Now I know the Deputy Prime Minister feels stressed and overworked, but do politicians ever take their noses out of their red boxes and smell the real world percolating?
How else to explain Nick Clegg announcing last week as if it happened yesterday and only his position in one of the highest offices of State gave him access to such privileged information that - wait for it - first-time buyers were having a tough time and unable to obtain mortgages.
For the love of god man, where have you been? The government has donned its shining armour and called mortgage lenders, housebuilders and other industry leaders to an emergency roundtable, presumably including Grant ‘YIMBY rocks' Shapps and Sir Lunchalot Eric Pickles, now known as the Laurel and Hardy of housing delivery. Perhaps Stan and Ollie should take the housing ladder and ram the first rung straight through the window of the lenders. Actually, come to think of it, why do we still call them lenders?

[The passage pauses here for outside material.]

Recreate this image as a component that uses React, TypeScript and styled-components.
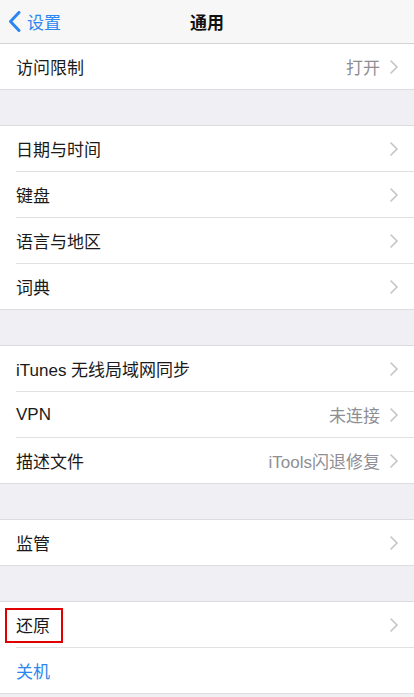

The housing industry and especially housebuilders have been banging this drum for an age. If I printed out all the press releases I got on the subject of first-time buyers frozen out of the market from Stewart Baseley, boss of the Home Builders Federation and former Barratt and New Homes Marketing Board chief David Pretty, there would be no forests left for the government to sell off.
What.house.co.uk and our sister print publication Showhouse - not to mention a host of other housing media and professionals - have covered the issue of banks, bailed out by first-time buyers and everyone else, refusing to lend, eversince credit crunch entered the lexicon.
The banks have made monkeys of Gordon Brown and Alistair Darling - not difficult admittedly - as they took the cash and promised to use it to stimulate the economy, the housing market and small businesses, with fingers crossed behind their backs, before using it for bonuses.
The trouble is when the housebuilding industry warns about how first-time buyers, with perfectly good jobs and sizeable deposits, are unable to get on the ladder, everyone shouts vested interest.
Well of course it is - selling new homes is good for housebuilding business. But what's good for housebuilding business is great for the economy - the knock-on effect considerable in terms of job creation, wealth creation and social mobility.
The army of government advisers and researchers may shrink as the cuts take effect, but it is well worth in key industry sectors having staff scanning the specialist media and monitoring the social networks and forming a sentence and a conclusion from the words on the street. That way the government may spot problems before they become terminal.
As it is David Attenborough has been commissioned to do a programme called ‘In search of the First Time Buyer.' If he does find one, he or she will be sitting beside a deposit big enough to make an elephant proud.